Pages as source code
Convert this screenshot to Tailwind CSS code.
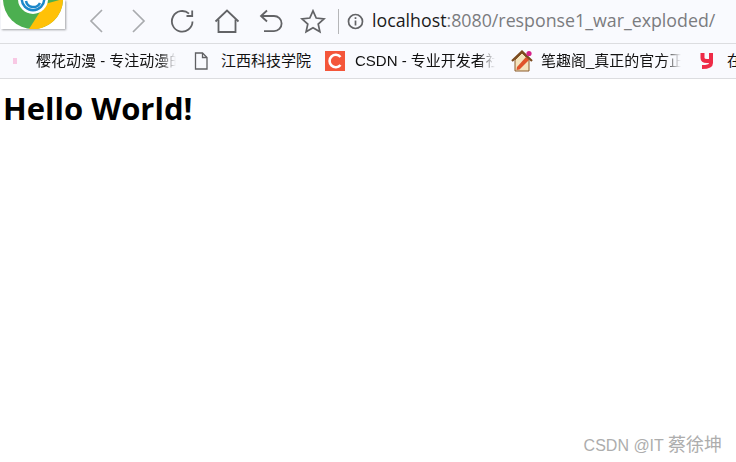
<!DOCTYPE html>
<html>
<head>
<meta charset="utf-8">
<script src="https://cdn.jsdelivr.net/npm/@tailwindcss/browser@4"></script>
</head>
<body class="bg-white w-[736px] h-[462px] overflow-hidden relative font-['Liberation_Sans','Noto_Sans_CJK_SC',sans-serif]">
  <div class="h-[44px] bg-[#f9fafe] border-b border-[#dcdde0] flex items-center relative">
    <div class="absolute left-[1px] top-0 w-[64px] h-[29px] bg-white shadow-[1px_1px_2px_rgba(0,0,0,0.35)] overflow-hidden">
      <svg width="64" height="29" viewBox="0 0 64 29">
        <circle cx="32" cy="-1" r="30" fill="#4caf50"/>
        <path d="M28 29 L44 4 L62 -1 A30 30 0 0 1 28 29Z" fill="#ffc107"/>
        <circle cx="32" cy="-1" r="15" fill="#fff"/>
        <circle cx="32" cy="-1" r="12.5" fill="#1b87c9"/>
        <circle cx="32" cy="-1" r="10" fill="#fff"/>
        <path d="M25 1 A7.5 7.5 0 0 0 39 3" fill="none" stroke="#1b87c9" stroke-width="2.5"/>
      </svg>
    </div>
    <div class="ml-[89px] flex items-center mt-[-1px]">
      <svg width="14" height="24" viewBox="0 0 14 24" fill="none" stroke="#a9abae" stroke-width="1.7" class="mr-[29px]"><path d="M13 1 L2 12 L13 23"/></svg>
      <svg width="14" height="24" viewBox="0 0 14 24" fill="none" stroke="#a9abae" stroke-width="1.7" class="mr-[24px]"><path d="M1 1 L12 12 L1 23"/></svg>
      <svg width="25" height="25" viewBox="0 0 25 25" fill="none" stroke="#626366" stroke-width="1.8" class="mr-[19px]"><path d="M22.5 12.5 A10.3 10.3 0 1 1 19 4.6"/><path d="M22.2 1.5 V7 H16.5"/></svg>
      <svg width="26" height="25" viewBox="0 0 26 25" fill="none" stroke="#626366" stroke-width="1.8" class="mr-[19px]"><path d="M1.5 12.5 L13 1.5 L24.5 12.5"/><path d="M4.5 10.5 V23 H21.5 V10.5"/></svg>
      <svg width="24" height="24" viewBox="0 0 24 24" fill="none" stroke="#626366" stroke-width="1.8" class="mr-[17px]"><path d="M2 7 H15 A7.6 7.6 0 0 1 15 22.2 H5"/><path d="M8 1.5 L2 7 L8 12.5"/></svg>
      <svg width="26" height="25" viewBox="0 0 26 25" fill="none" stroke="#626366" stroke-width="1.7" class="mr-[12px]"><path d="M13 1.8 L16.2 9 L24 9.8 L18.2 15 L19.9 22.8 L13 18.8 L6.1 22.8 L7.8 15 L2 9.8 L9.8 9Z"/></svg>
      <div class="w-px h-[25px] bg-[#b5b6b8] mr-[8px]"></div>
      <svg width="17" height="17" viewBox="0 0 17 17" fill="none" stroke="#626366" stroke-width="1.7" class="mr-[8px]"><circle cx="8.5" cy="8.5" r="7"/><path d="M8.5 7.5 V12.5"/><path d="M8.5 4.2 V6"/></svg>
      <div class="font-['Open_Sans',sans-serif] text-[17.8px] leading-none whitespace-nowrap text-[#7b7c7f]"><span class="text-[#1b1b1b]">localhost</span>:8080/response1_war_exploded/</div>
    </div>
  </div>
  <div class="h-[35px] bg-[#f9fafe] border-b border-[#dcdde0] flex items-center text-[15px] leading-[20px] text-[#111] whitespace-nowrap overflow-hidden pb-[1px]">
    <div class="shrink-0 w-[4px] h-[6px] ml-[13px] mr-[19px] bg-[#f8c8e4]"></div>
    <div class="shrink-0 w-[140px] overflow-hidden mr-[18px] mask-r-from-[88%] mask-r-to-100%">樱花动漫 - 专注动漫的</div>
    <svg width="14" height="18" viewBox="0 0 14 18" fill="none" stroke="#5f6063" stroke-width="1.3" class="shrink-0 mr-[13px]"><path d="M1.5 1 H8.5 L13 5.5 V17 H1.5Z"/><path d="M8.5 1 V5.5 H13"/></svg>
    <div class="shrink-0 mr-[14px]">江西科技学院</div>
    <div class="shrink-0 w-[20px] h-[20px] bg-[#f4563a] flex items-center justify-center mr-[10px]">
      <svg width="16" height="16" viewBox="0 0 16 16" fill="none" stroke="#fff" stroke-width="2.6"><path d="M13.5 4 A6.2 6.2 0 1 0 13.5 12"/></svg>
    </div>
    <div class="shrink-0 w-[140px] overflow-hidden mr-[16px] mask-r-from-[88%] mask-r-to-100%">CSDN - 专业开发者社</div>
    <svg width="22" height="22" viewBox="0 0 22 22" class="shrink-0 mr-[8px]">
      <path d="M4 10 V21 H18 V10 L11 3Z" fill="#f4e3bd" stroke="#8b5a2b" stroke-width="1"/>
      <path d="M1 11 L11 1.5 L21 11" fill="none" stroke="#7a4a1e" stroke-width="2.2"/>
      <path d="M6 17 L15 7 L18 10 L8.5 19.5 L5.5 20Z" fill="#e0532a"/>
      <circle cx="18" cy="3.5" r="2.6" fill="#d6238a"/>
    </svg>
    <div class="shrink-0 w-[140px] overflow-hidden mr-[18px] mask-r-from-[88%] mask-r-to-100%">笔趣阁_真正的官方正</div>
    <svg width="16" height="16" viewBox="0 0 16 16" fill="none" stroke="#ee2b47" stroke-width="4" class="shrink-0 mr-[12px]"><path d="M3.5 0 V5 Q3.5 8 8 8 H12 M12 0 V10 Q12 14 3 14"/></svg>
    <div class="shrink-0">在</div>
  </div>
  <h1 class="font-['Open_Sans',sans-serif] font-bold text-[31px] leading-[36px] text-black ml-[3px] mt-[11px]">Hello World!</h1>
  <div class="absolute right-[14px] top-[434px] text-[16px] leading-[22px] text-[#adadad] whitespace-nowrap">CSDN @IT <span class="text-[18px]">蔡徐坤</span></div>
</body>
</html>
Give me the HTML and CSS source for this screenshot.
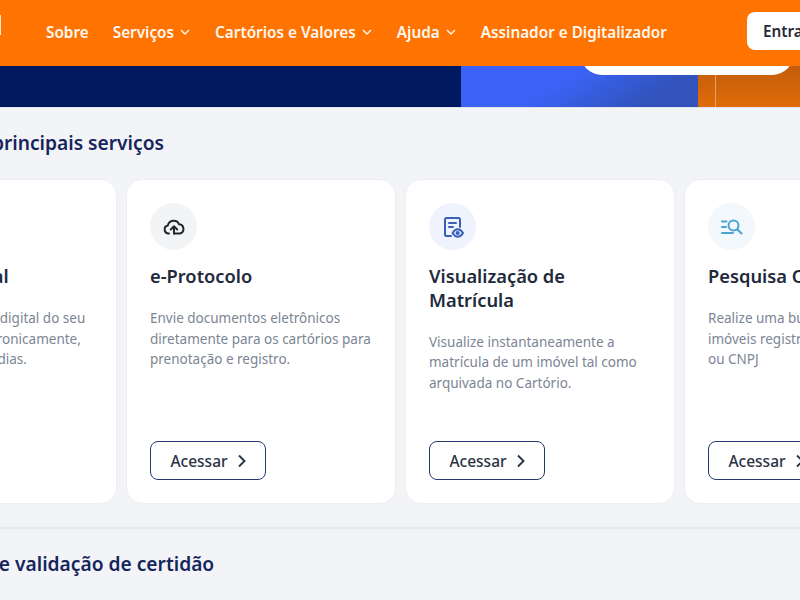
FILE: index.html
```html
<!DOCTYPE html>
<html lang="pt-BR">
<head>
<meta charset="utf-8">
<title>Serviços</title>
<link rel="stylesheet" href="styles.css">
</head>
<body>
<div class="page">
  <header class="topbar">
    <div class="logo"></div>
    <nav class="nav">
      <a class="nav-item">Sobre</a>
      <a class="nav-item">Serviços <svg class="chev" viewBox="0 0 12 8"><path d="M2 2l4 4 4-4"/></svg></a>
      <a class="nav-item">Cartórios e Valores <svg class="chev" viewBox="0 0 12 8"><path d="M2 2l4 4 4-4"/></svg></a>
      <a class="nav-item">Ajuda <svg class="chev" viewBox="0 0 12 8"><path d="M2 2l4 4 4-4"/></svg></a>
      <a class="nav-item">Assinador e Digitalizador</a>
    </nav>
    <button class="login">Entrar</button>
  </header>
  <section class="hero">
    <div class="hero-navy"></div>
    <div class="hero-blue"></div>
    <div class="hero-orange"><div class="hero-line"></div></div>
    <div class="hero-pill"></div>
  </section>
  <main class="content">
    <h2 class="section-title">Conheça os principais serviços</h2>
    <div class="cards">
      <article class="card">
        <div class="icon icon-gray"></div>
        <h3>Registro Digital</h3>
        <p>Solicite a averbação digital do seu imóvel ou título eletronicamente, de forma ágil, em 3 dias.</p>
        <button class="access">Acessar <svg class="arrow" viewBox="0 0 10 14"><path d="M2 1.5L7.5 7 2 12.5"/></svg></button>
      </article>
      <article class="card">
        <div class="icon icon-gray">
          <svg viewBox="0 0 24 24" class="glyph dark"><path d="M7 18.500H6.500a4 4 0 0 1-.7-7.900 6 6 0 0 1 11.400-1.300 4.700 4.700 0 0 1 .8 9.200H12"/><path d="M12 18.500V11.500M8.800 14.500l3.200-3.200 3.200 3.200"/></svg>
        </div>
        <h3>e-Protocolo</h3>
        <p>Envie documentos eletrônicos diretamente para os cartórios para prenotação e registro.</p>
        <button class="access">Acessar <svg class="arrow" viewBox="0 0 10 14"><path d="M2 1.5L7.5 7 2 12.5"/></svg></button>
      </article>
      <article class="card">
        <div class="icon icon-blue">
          <svg viewBox="0 0 24 24" class="glyph blue"><path d="M10 21H5.500A1.500 1.500 0 0 1 4 19.500V4.500A1.500 1.500 0 0 1 5.500 3h12A1.500 1.500 0 0 1 19 4.500V12"/><path d="M8 8h7M8 12h4"/><path d="M11.500 18c1.700-2.700 3.400-3.800 5.200-3.800s3.700 1.100 5.300 3.800c-1.600 2.700-3.500 3.800-5.300 3.800s-3.500-1.100-5.200-3.800z"/><circle cx="16.700" cy="18" r="1.100"/></svg>
        </div>
        <h3>Visualização de Matrícula</h3>
        <p>Visualize instantaneamente a matrícula de um imóvel tal como arquivada no Cartório.</p>
        <button class="access">Acessar <svg class="arrow" viewBox="0 0 10 14"><path d="M2 1.5L7.5 7 2 12.5"/></svg></button>
      </article>
      <article class="card">
        <div class="icon icon-sky">
          <svg viewBox="0 0 24 24" class="glyph sky"><path d="M2 6.500h4.500M2 12h4M2 18h11"/><circle cx="13.500" cy="10.500" r="5"/><path d="M17.500 14.500l4 4"/></svg>
        </div>
        <h3>Pesquisa Online</h3>
        <p>Realize uma busca online por seus imóveis registrados pelo seu CPF ou CNPJ</p>
        <button class="access">Acessar <svg class="arrow" viewBox="0 0 10 14"><path d="M2 1.5L7.5 7 2 12.5"/></svg></button>
      </article>
    </div>
    <hr class="divider">
    <h2 class="section-title lower">Verificação e validação de certidão</h2>
  </main>
</div>
</body>
</html>
```
FILE: styles.css
```css
* { box-sizing: border-box; }
html, body { margin: 0; padding: 0; width: 800px; height: 600px; overflow: hidden; background: #f3f4f7; }
body { font-family: "Noto Sans", "Open Sans", sans-serif; }
.page { width: 1260px; margin-left: -153px; }

.topbar { position: relative; z-index: 2; height: 66px; background: #ff7300; display: flex; align-items: center; }
.logo { width: 154px; height: 20px; margin-bottom: 16px; border-right: 1px solid #ffe9d6; flex: none; }
.nav { display: flex; align-items: center; gap: 24px; margin: 0 0 2px 45px; flex: none; }
.nav-item { color: #fff; font-size: 15.3px; font-weight: 600; line-height: 22px; display: flex; align-items: center; white-space: nowrap; opacity: .95; }
.chev { width: 12px; height: 8px; margin-left: 5px; fill: none; stroke: #fff; stroke-width: 1.4; }
.login { margin: 0 0 4px 80px; width: 120px; height: 38px; border: 0; border-radius: 8px; background: #fff; color: #1f2937; font: 600 15.3px "Noto Sans", sans-serif; text-align: left; padding: 0 16px; flex: none; }

.hero { position: relative; height: 42px; display: flex; border-bottom: 1px solid #dfe4ef; }
.hero-navy { width: 614px; background: #00185e; }
.hero-blue { width: 237px; background: linear-gradient(150deg, #3a63f6 42%, #3153bb 80%); }
.hero-orange { flex: 1; background: linear-gradient(180deg, #c25d0c, #e06c08); padding-left: 17px; }
.hero-line { width: 1px; height: 100%; background: #e6a06a; }
.hero-pill { position: absolute; left: 733px; top: -20px; width: 214px; height: 29px; background: #fff; border-radius: 0 0 22px 22px; }

.content { padding: 0; }
.section-title { margin: 0; color: #16255c; font-size: 19.2px; font-weight: 600; line-height: 28px; padding: 21px 0 0 33px; }
.cards { display: flex; gap: 9px; margin: 22px 0 0; }
.card { width: 270px; height: 325px; flex: none; background: #fff; border: 1px solid #eceef1; border-radius: 16px; padding: 23px; display: flex; flex-direction: column; }
.icon { width: 47px; height: 47px; border-radius: 50%; display: flex; align-items: center; justify-content: center; flex: none; }
.icon-gray { background: #f3f4f6; }
.icon-blue { background: #eef3fe; }
.icon-sky { background: #f2f8fc; }
.glyph { width: 24px; height: 24px; fill: none; stroke-width: 2; stroke-linecap: round; stroke-linejoin: round; }
.glyph.dark { stroke: #23262e; }
.glyph.blue { stroke: #3a5fb8; }
.glyph.sky { stroke: #4ba3cf; }
.card h3 { margin: 14px 0 0; color: #1f2a3c; font-size: 18.3px; font-weight: 600; line-height: 23.5px; }
.card p { margin: 20.5px 0 0; color: #7b8594; font-size: 13.5px; line-height: 20.5px; }
.access { margin-top: auto; width: 116px; height: 39px; background: #fff; border: 1px solid #23396f; border-radius: 8px; color: #2a3342; font: 500 15.5px "Noto Sans", sans-serif; display: flex; align-items: center; justify-content: center; gap: 9px; padding: 0 0 0 1px; }
.arrow { width: 10px; height: 14px; fill: none; stroke: #2a3342; stroke-width: 1.9; }
.divider { border: 0; border-top: 2px solid #e6e8eb; margin: 23px 0 0; }
.lower { padding-left: 44px; }
```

* **BRIEF**
From the listing above, copy out each line where the word "this" appears.

* **EXERCISE SOLUTION**
Convert this screenshot to Tailwind CSS code.
Give me the HTML and CSS source for this screenshot.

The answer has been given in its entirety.